Issue (i): Whether failure to carry and produce declaration form ST 18A and other prescribed documents at the time of transit attracted penalty under section 22A(7) of the Rajasthan Sales Tax Act, 1954, despite later production of the form before the penalty order.
Analysis: The statutory scheme required the owner or person in charge to carry the prescribed documents with the goods and produce them on demand during transit. The check-post provisions were intended to prevent tax evasion, and the obligation was treated as mandatory. Where goods moved without the required declaration, the breach was complete when the goods were found in transit unaccompanied by the prescribed documents.
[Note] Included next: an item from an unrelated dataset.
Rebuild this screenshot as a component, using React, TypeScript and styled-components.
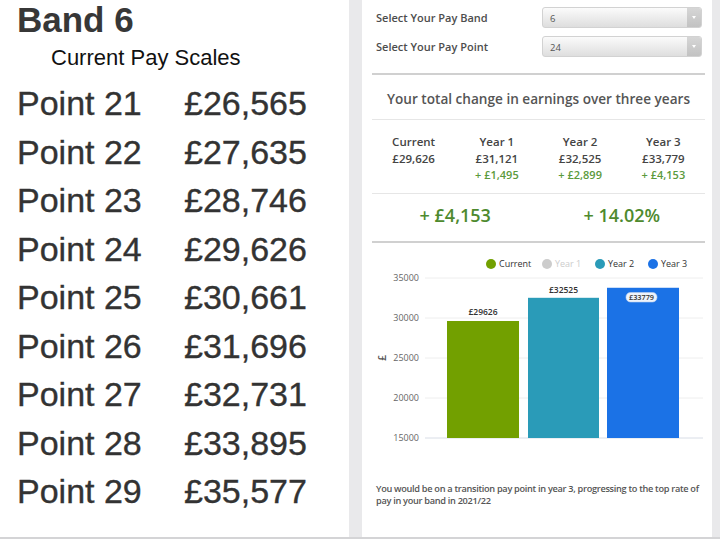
import React from 'react';
import styled, { createGlobalStyle } from 'styled-components';

const Global = createGlobalStyle`
  html, body { margin: 0; padding: 0; background: #e9e9eb; }
  body { width: 720px; height: 539px; overflow: hidden; }
`;

const Page = styled.div`
  display: flex;
  width: 720px;
  height: 537px;
  background: #e9e9eb;
  border-bottom: 2px solid #d4d4d6;
`;

const ScalePanel = styled.section`
  width: 349px;
  flex: none;
  background: #ffffff;
  padding-left: 17px;
  box-sizing: border-box;
  font-family: "Liberation Sans", Arial, sans-serif;
  color: #333;
`;

const BandTitle = styled.h1`
  margin: 0;
  font-size: 35px;
  line-height: 40px;
  font-weight: 700;
  color: #373737;
`;

const ScaleCaption = styled.h2`
  margin: 5px 0 0 34px;
  font-size: 22px;
  line-height: 26px;
  font-weight: 400;
  color: #111;
`;

const ScaleGrid = styled.div`
  margin-top: 8px;
  display: grid;
  grid-template-columns: 167px auto;
  grid-auto-rows: 48.5px;
  font-size: 34px;
  line-height: 48.5px;
  color: #333;
  -webkit-text-stroke: 0.35px #333;
`;

const Gutter = styled.div`
  width: 13px;
  flex: none;
`;

const Card = styled.section`
  width: 350px;
  flex: none;
  background: #ffffff;
  box-sizing: border-box;
  padding: 7px 7px 0 10px;
  display: flex;
  flex-direction: column;
  font-family: "Open Sans", "Noto Sans", sans-serif;
  color: #555;
`;

const FormRow = styled.div`
  display: flex;
  align-items: center;
  height: 21px;
  & + & { margin-top: 8px; }
`;

const FieldLabel = styled.label`
  width: 170px;
  flex: none;
  box-sizing: border-box;
  padding-left: 4px;
  font-size: 11px;
  font-weight: 600;
  color: #4d4d4d;
`;

const SelectBox = styled.div`
  width: 160px;
  height: 21px;
  box-sizing: border-box;
  display: flex;
  border: 1px solid #d2d2d2;
  border-radius: 3px;
  background: linear-gradient(#fbfbfb, #dedede);
  overflow: hidden;
`;

const SelectValue = styled.span`
  flex: 1;
  padding: 3px 0 0 7px;
  font-size: 9.5px;
  line-height: 16px;
  color: #555;
`;

const SelectArrow = styled.span`
  width: 14px;
  flex: none;
  background: linear-gradient(#d6d6d6, #c2c2c2);
  display: flex;
  align-items: center;
  justify-content: center;
  &::after {
    content: "";
    border-left: 2.5px solid transparent;
    border-right: 2.5px solid transparent;
    border-top: 3px solid #fff;
  }
`;

const Rule = styled.hr<{ $thick?: boolean }>`
  margin: 0;
  border: none;
  height: ${p => (p.$thick ? '2px' : '1px')};
  background: ${p => (p.$thick ? '#d0d0d0' : '#e6e6e6')};
`;

const TopRule = styled(Rule)`
  margin-top: 16px;
`;

const SectionTitle = styled.h3`
  margin: 0;
  padding: 14px 0 10px;
  text-align: center;
  font-size: 13.6px;
  line-height: 20px;
  font-weight: 600;
  color: #555;
`;

const YearGrid = styled.div`
  display: grid;
  grid-template-columns: repeat(4, 1fr);
  padding: 13px 0 11px;
  text-align: center;
`;

const YearCol = styled.div`
  display: flex;
  flex-direction: column;
`;

const YearHead = styled.span`
  font-size: 11.5px;
  line-height: 17px;
  font-weight: 600;
  color: #444;
`;

const YearValue = styled.span`
  font-size: 11.5px;
  line-height: 17px;
  font-weight: 600;
  color: #444;
`;

const YearDelta = styled.span`
  font-size: 11px;
  line-height: 15px;
  font-weight: 600;
  color: #5b9a3c;
`;

const Totals = styled.div`
  display: grid;
  grid-template-columns: 1fr 1fr;
  padding: 9px 0 14px;
  text-align: center;
`;

const TotalValue = styled.span`
  font-size: 18px;
  line-height: 24px;
  font-weight: 600;
  color: #4e8a2e;
`;

const Chart = styled.svg`
  display: block;
  width: 333px;
  height: 240px;
  font-family: "Open Sans", "Noto Sans", sans-serif;
`;

const Note = styled.p`
  margin: 0;
  padding-left: 4px;
  font-size: 9.2px;
  line-height: 12px;
  font-weight: 600;
  letter-spacing: -0.3px;
  color: #555;
`;

const scale = [
  ['Point 21', '£26,565'],
  ['Point 22', '£27,635'],
  ['Point 23', '£28,746'],
  ['Point 24', '£29,626'],
  ['Point 25', '£30,661'],
  ['Point 26', '£31,696'],
  ['Point 27', '£32,731'],
  ['Point 28', '£33,895'],
  ['Point 29', '£35,577'],
];

const years = [
  { head: 'Current', value: '£29,626', delta: '' },
  { head: 'Year 1', value: '£31,121', delta: '+ £1,495' },
  { head: 'Year 2', value: '£32,525', delta: '+ £2,899' },
  { head: 'Year 3', value: '£33,779', delta: '+ £4,153' },
];

const legend = [
  { label: 'Current', color: '#72a000', cx: 119, text: '#333' },
  { label: 'Year 1', color: '#cccccc', cx: 175, text: '#cccccc' },
  { label: 'Year 2', color: '#2a9bb8', cx: 228, text: '#333' },
  { label: 'Year 3', color: '#1b72e6', cx: 281, text: '#333' },
];

const ticks = [35000, 30000, 25000, 20000, 15000];
const yOf = (v: number) => 195 - ((v - 15000) / 5000) * 40;

const bars = [
  { x: 75, w: 72, v: 29626, color: '#72a000' },
  { x: 156, w: 71, v: 32525, color: '#2a9bb8' },
  { x: 235, w: 72, v: 33779, color: '#1b72e6' },
];

export default function App() {
  return (
    <>
      <Global />
      <Page>
        <ScalePanel>
          <BandTitle>Band 6</BandTitle>
          <ScaleCaption>Current Pay Scales</ScaleCaption>
          <ScaleGrid>
            {scale.map(([p, v]) => (
              <React.Fragment key={p}>
                <span>{p}</span>
                <span>{v}</span>
              </React.Fragment>
            ))}
          </ScaleGrid>
        </ScalePanel>
        <Gutter />
        <Card>
          <FormRow>
            <FieldLabel>Select Your Pay Band</FieldLabel>
            <SelectBox>
              <SelectValue>6</SelectValue>
              <SelectArrow />
            </SelectBox>
          </FormRow>
          <FormRow>
            <FieldLabel>Select Your Pay Point</FieldLabel>
            <SelectBox>
              <SelectValue>24</SelectValue>
              <SelectArrow />
            </SelectBox>
          </FormRow>
          <TopRule $thick />
          <SectionTitle>Your total change in earnings over three years</SectionTitle>
          <Rule />
          <YearGrid>
            {years.map(y => (
              <YearCol key={y.head}>
                <YearHead>{y.head}</YearHead>
                <YearValue>{y.value}</YearValue>
                <YearDelta>{y.delta || '\u00a0'}</YearDelta>
              </YearCol>
            ))}
          </YearGrid>
          <Rule />
          <Totals>
            <TotalValue>+ £4,153</TotalValue>
            <TotalValue>+ 14.02%</TotalValue>
          </Totals>
          <Rule $thick />
          <Chart viewBox="0 0 333 240">
            {legend.map(l => (
              <g key={l.label}>
                <circle cx={l.cx} cy={21} r={5} fill={l.color} />
                <text x={l.cx + 8} y={24} fontSize={9} fill={l.text}>{l.label}</text>
              </g>
            ))}
            {ticks.map(t => (
              <g key={t}>
                <line x1={53} x2={331} y1={yOf(t)} y2={yOf(t)} stroke={t === 15000 ? '#d8dde6' : '#eeeeee'} strokeWidth={1} />
                <text x={47} y={yOf(t) + 3} fontSize={9} fill="#666" textAnchor="end">{t}</text>
              </g>
            ))}
            <text x={0} y={0} fontSize={10} fontWeight={600} fill="#555" textAnchor="middle" transform="translate(14 115) rotate(-90)">£</text>
            {bars.map(b => (
              <rect key={b.x} x={b.x} y={yOf(b.v)} width={b.w} height={195 - yOf(b.v)} fill={b.color} />
            ))}
            <text x={111} y={72} fontSize={8.5} fontWeight={600} fill="#333" textAnchor="middle">£29626</text>
            <text x={191.5} y={50} fontSize={8.5} fontWeight={600} fill="#333" textAnchor="middle">£32525</text>
            <rect x={254} y={49.5} width={31} height={9.5} rx={4.5} fill="#eef3fb" stroke="#bcd0ee" strokeWidth={0.6} />
            <text x={269.5} y={57} fontSize={7.3} fontWeight={600} fill="#333" textAnchor="middle">£33779</text>
          </Chart>
          <Note>
            You would be on a transition pay point in year 3, progressing to the top rate of pay in your band in 2021/22
          </Note>
        </Card>
      </Page>
    </>
  );
}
Later production before the assessing authority did not amount to proper compliance and did not erase the initial default.
Conclusion: The later production of form ST 18A did not absolve the dealer of liability arising from the original failure to carry and produce the prescribed documents.
Issue (ii): Whether mens rea or intent to evade tax was a necessary condition for imposition of penalty under section 22A(7).
Analysis: The penalty provision was held to operate upon breach of the statutory obligation, though the authority retained discretion in the quantum and in deciding whether penalty should be imposed on the facts. Mens rea was relevant at the stage of imposing penalty as a mitigating factor, but it was not an ingredient of the breach itself. The absence of an express finding of intent to evade tax therefore did not by itself negate liability where the mandatory documents were not produced at the relevant time.
Conclusion: Mens rea was not a precondition to attract liability under section 22A(7), though it could influence the discretion and quantum of penalty.
Issue (iii): Whether rule 63(3) of the Rajasthan Sales Tax Rules, 1955 enabled the dealer to cure the default by producing the documents within the notice period after seizure.
Analysis: Rule 63(3) was treated as a procedural provision governing release of seized goods after notice. It operated after seizure and dealt with the circumstances in which goods could be released on furnishing documents, payment of penalty, or security. It did not control the substantive liability created by section 22A(7), nor did production of documents within the notice period purge the offence already committed at the time of transit.
Conclusion: Rule 63(3) did not cure the substantive breach or bar penalty under section 22A(7).
Final Conclusion: The statutory breach was complete when the goods entered the State without the prescribed documents, and the subsequent production of form ST 18A did not nullify the penalty proceedings; the revision therefore failed.
Ratio Decidendi: In check-post transit cases, failure to carry and produce the prescribed documents at the relevant time constitutes a complete statutory breach attracting penalty, and later production of the documents only affects release of seized goods or the exercise of discretion, not the existence of liability.